▶ Task statement:
Go through the data below and gather each line containing "components".

▶ Raw data:
++++++++++++++++++++

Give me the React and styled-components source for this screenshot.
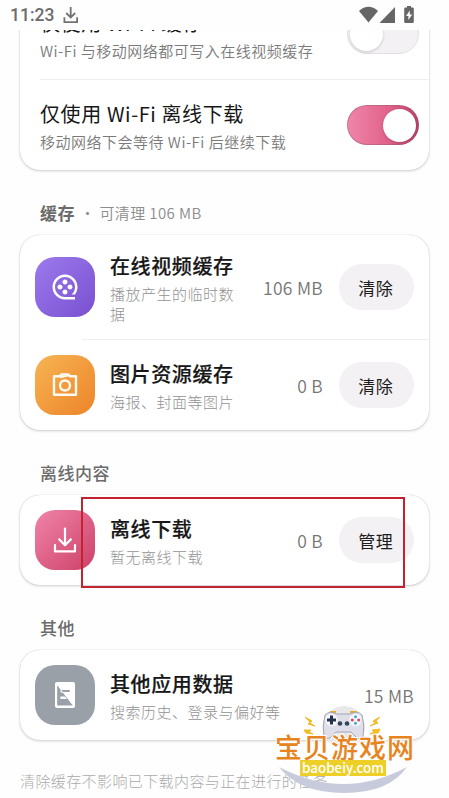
import React from 'react';
import styled, { createGlobalStyle, css } from 'styled-components';
import { RiMovie2Line } from 'react-icons/ri';

const CameraIcon = () => (
	<svg width="26" height="24" viewBox="0 0 26 24" fill="none" stroke="#fffaf0" strokeWidth="2.4" strokeLinejoin="round">
		<path d="M2 3.3H7.6L9.4 1.5H16.4L18.2 3.3H24V21.8H2Z" />
		<path d="M8 4.4L17 2.2" strokeWidth="2" />
		<circle cx="13" cy="12.5" r="5" />
	</svg>
);

const DownloadIcon = () => (
	<svg width="24" height="26" viewBox="0 0 24 26" fill="none" stroke="#fff" strokeWidth="2.2" strokeLinecap="round" strokeLinejoin="round">
		<path d="M12 1.6V18" />
		<path d="M6.2 12.4L12 18.2L17.8 12.4" />
		<path d="M2 18V24.4H22V18" />
	</svg>
);

const DataIcon = () => (
	<svg width="20" height="26" viewBox="0 0 20 26">
		<rect width="20" height="26" rx="2" fill="#fff" />
		<path d="M2.2 3.2V23.6H17.8Z" fill="#9aa0a8" />
		<path d="M6 8H14.5Q15.5 9 14.5 10H7.6Z" fill="#9aa0a8" />
		<path d="M5.6 7.6L8.4 10.6H5.6ZM5.4 14.6H9.8L12 17H5.4Z" fill="#fff" />
	</svg>
);

const StatusBar = () => (
	<Status>
		<Time>11:23</Time>
		<svg width="16" height="17" viewBox="0 0 16 17" fill="none" stroke="#737373" strokeWidth="1.8">
			<path d="M7.7 0V10M3.2 6L7.7 10.4L12.2 6M1.4 10.2V15.1H14.1V10.2" />
		</svg>
		<Signals>
			<svg width="56" height="18" viewBox="0 0 56 18" fill="#666">
				<path d="M0 5Q9.5 -3.4 19 5L9.5 16.4Z" />
				<path d="M36 1V17H20.5Z" />
				<path d="M48 0H52V1.4H53.6Q54.8 1.4 54.8 2.6V15.8Q54.8 17 53.6 17H46.4Q45.2 17 45.2 15.8V2.6Q45.2 1.4 46.4 1.4H48Z" />
				<path d="M50.8 4.4L47 10H49.4V14L53.2 8.4H50.8Z" fill="#fff" />
			</svg>
		</Signals>
	</Status>
);

const Setting = ({ title, desc, on }) => (
	<Row $setting>
		<Info>
			<Title>{title}</Title>
			<Desc $dark>{desc}</Desc>
		</Info>
		<Switch $on={on}>
			<Knob />
		</Switch>
	</Row>
);

const StorageItem = ({ icon, color, title, desc, size, action }) => (
	<Row>
		<IconBox $color={color}>{icon}</IconBox>
		<Info>
			<Title $bold>{title}</Title>
			<Desc>{desc}</Desc>
		</Info>
		<Size>{size}</Size>
		{action && <Button>{action}</Button>}
	</Row>
);

const Watermark = () => (
	<Mark>
		<svg width="142" height="90" viewBox="0 0 142 90">
			<path d="M6 61Q71 95 134 61Q116 87 71 87Q26 87 6 61Z" fill="#c8cbdc" />
			<circle cx="71" cy="21" r="21" fill="#e8e8ea" />
			<path d="M32 11L39 15L37 17L42 20L35 18L37 16ZM31 24L38 24L36 26L40 28L33 27ZM107 11L100 15L102 17L97 20L105 17L103 15ZM107 23L99 24L101 26L97 28L105 27Z" fill="#f3bc22" stroke="#f3bc22" />
			<path d="M57 6H63M77 6H84" stroke="#e8ad28" strokeWidth="2" />
			<path d="M52 9Q57 4 63 8H78Q84 4 89 9Q92 20 90 31Q86 35 81 29L78 26H63L60 29Q55 35 51 31Q49 20 52 9Z" fill="#dedfe9" stroke="#a4a6b8" />
			<circle cx="58.5" cy="14" r="6.2" fill="#f6f7fc" />
			<circle cx="82.5" cy="14" r="6.2" fill="#f6f7fc" />
			<path d="M58.5 9.5V18.5M54 14H63" stroke="#26334a" strokeWidth="3" />
			<circle cx="67" cy="17.5" r="2.3" fill="#34455b" />
			<circle cx="74" cy="17.5" r="2.3" fill="#34455b" />
			<circle cx="82.5" cy="10.8" r="1.5" fill="#40a8d0" />
			<circle cx="79.3" cy="14" r="1.5" fill="#d6455c" />
			<circle cx="85.7" cy="14" r="1.5" fill="#d6455c" />
			<circle cx="82.5" cy="17.2" r="1.5" fill="#40a8d0" />
		</svg>
		<MarkName>宝贝游戏网</MarkName>
		<MarkSite>baobeiy.com</MarkSite>
	</Mark>
);

const App = () => {
	return (
		<Page>
			<GlobalStyle />
			<StatusBar />
			<Content>
				<Card $first>
					<Setting title="仅使用 Wi-Fi 缓存" desc="Wi-Fi 与移动网络都可写入在线视频缓存" />
					<Divider $left={20} />
					<Setting title="仅使用 Wi-Fi 离线下载" desc="移动网络下会等待 Wi-Fi 后继续下载" on />
				</Card>

				<Label>
					<b>缓存</b>
					<Note>
						<Dot>・</Dot>可清理 106 MB
					</Note>
				</Label>
				<Card>
					<StorageItem
						icon={<RiMovie2Line size={30} color="#fff" />}
						color="linear-gradient(135deg, #9c7aed, #7950d0)"
						title="在线视频缓存"
						desc="播放产生的临时数据"
						size="106 MB"
						action="清除"
					/>
					<Divider $left={62} />
					<StorageItem
						icon={<CameraIcon />}
						color="linear-gradient(135deg, #f7b453, #ec8429)"
						title="图片资源缓存"
						desc="海报、封面等图片"
						size="0 B"
						action="清除"
					/>
				</Card>

				<Label>离线内容</Label>
				<Card>
					<StorageItem
						icon={<DownloadIcon />}
						color="linear-gradient(135deg, #f084a9, #cd4068)"
						title="离线下载"
						desc="暂无离线下载"
						size="0 B"
						action="管理"
					/>
					<Highlight />
				</Card>

				<Label>其他</Label>
				<Card>
					<StorageItem icon={<DataIcon />} color="#9aa0a8" title="其他应用数据" desc="搜索历史、登录与偏好等" size="15 MB" />
				</Card>
				<Footer>清除缓存不影响已下载内容与正在进行的任务。</Footer>
			</Content>
			<Watermark />
		</Page>
	);
};

export default App;

const GlobalStyle = createGlobalStyle`
	* {
		box-sizing: border-box;
	}

	body {
		margin: 0;
		background: #fefefe;
		font-family: 'Noto Sans CJK SC', sans-serif;
	}
`;

const Page = styled.div`
	position: relative;
	width: 449px;
	height: 798px;
	overflow: hidden;
	background: #fefefe;
`;

const Status = styled.div`
	height: 30px;
	display: flex;
	align-items: center;
	padding: 0 34px 0 10px;
	gap: 9px;
`;

const Time = styled.span`
	font: 500 17.5px/30px Roboto, sans-serif;
	color: #6c6c6c;
`;

const Signals = styled.div`
	display: flex;
	margin-left: auto;
`;

const Content = styled.div`
	height: 768px;
	padding: 0 20px;
	overflow: hidden;
`;

const Card = styled.div`
	position: relative;
	margin-top: ${({ $first }) => ($first ? '-41px' : '0')};
	border-radius: 20px;
	background: #fff;
	box-shadow: 0 0 1px rgba(0, 0, 0, 0.22), 0 1px 3px rgba(0, 0, 0, 0.18);
	width: 409px;
`;

const Row = styled.div`
	min-height: 90px;
	display: flex;
	align-items: center;
	padding: 15px;

	${({ $setting }) =>
		$setting &&
		css`
			padding: 0 10px 0 20px;
		`}
`;

const Divider = styled.div`
	height: 1px;
	margin-left: ${({ $left }) => $left}px;
	background: #efefef;
`;

const Info = styled.div`
	flex: 1;
	min-width: 0;
`;

const Title = styled.div`
	font-size: 20px;
	line-height: 31px;
	letter-spacing: 0.6px;
	font-weight: ${({ $bold }) => ($bold ? 500 : 400)};
	-webkit-text-stroke: ${({ $bold }) => ($bold ? '0.2px #171717' : '0')};
	color: #171717;
`;

const Desc = styled.div`
	margin-top: 3px;
	font-size: 15px;
	line-height: 20px;
	letter-spacing: 0.5px;
	font-weight: ${({ $dark }) => ($dark ? 350 : 300)};
	color: ${({ $dark }) => ($dark ? '#7a7a7a' : '#929292')};
`;

const Switch = styled.div`
	width: 72px;
	height: 40px;
	padding: 2px;
	display: flex;
	align-items: center;
	justify-content: ${({ $on }) => ($on ? 'flex-end' : 'flex-start')};
	border-radius: 20px;
	border: 1px solid ${({ $on }) => ($on ? 'rgba(140, 90, 110, 0.4)' : '#e2e0e2')};
	background: ${({ $on }) => ($on ? 'linear-gradient(90deg, #f086aa, #e06088 60%, #bd4068) border-box' : '#f3f1f3')};
`;

const Knob = styled.div`
	width: 33px;
	height: 33px;
	border-radius: 50%;
	background: #fff;
	box-shadow: 0 1px 3px rgba(0, 0, 0, 0.18);
`;

const Label = styled.div`
	height: 65px;
	display: flex;
	align-items: center;
	padding: 21px 20px 0;
	font-size: 17px;
	line-height: 44px;
	letter-spacing: 0.5px;
	font-weight: 500;
	color: #6b6b6b;
`;

const Note = styled.span`
	margin-left: 5px;
	font-size: 15px;
	letter-spacing: 0.4px;
	font-weight: 350;
	color: #8c8c8c;
`;

const Dot = styled.span`
	margin-right: 4px;
`;

const IconBox = styled.div`
	flex: none;
	display: flex;
	align-items: center;
	justify-content: center;
	width: 60px;
	height: 60px;
	margin-right: 15px;
	border-radius: 20px;
	background: ${({ $color }) => $color};
`;

const Size = styled.span`
	margin-left: 20px;
	font-size: 17.5px;
	letter-spacing: 0.3px;
	font-weight: 350;
	color: #757575;
	white-space: nowrap;
`;

const Button = styled.button`
	flex: none;
	width: 75.5px;
	height: 46px;
	margin-left: 15.5px;
	padding: 0 1px 0 0;
	border: 0;
	border-radius: 23px;
	background: #f3f1f3;
	font: 400 17px 'Noto Sans CJK SC', sans-serif;
	letter-spacing: 0.4px;
	color: #1d1d1d;
`;

const Highlight = styled.div`
	position: absolute;
	top: 2px;
	left: 61px;
	width: 324px;
	height: 91px;
	border: 2px solid #c3232e;
`;

const Footer = styled.div`
	margin-top: 30px;
	font-size: 15px;
	line-height: 22px;
	letter-spacing: 0.4px;
	font-weight: 300;
	color: #aaa;
	white-space: nowrap;
`;

const Mark = styled.div`
	position: absolute;
	left: 273px;
	top: 706px;
	width: 142px;
	height: 90px;

	svg {
		display: block;
	}
`;

const MarkName = styled.div`
	position: absolute;
	top: 23px;
	left: 2px;
	font-size: 27px;
	line-height: 36px;
	letter-spacing: 1px;
	font-weight: 500;
	white-space: nowrap;
	color: #e88420;
	-webkit-text-stroke: 2px #fff;
	paint-order: stroke fill;
`;

const MarkSite = styled.div`
	position: absolute;
	top: 54px;
	left: 27px;
	width: 86px;
	height: 16px;
	background: #edcf27;
	font: 500 13.4px/14px 'Noto Sans CJK SC', sans-serif;
	text-align: center;
	color: #fff;
`;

++++++++++++++++++++

▶ Full response:
Give me the React and styled-components source for this screenshot.
import styled, { createGlobalStyle, css } from 'styled-components';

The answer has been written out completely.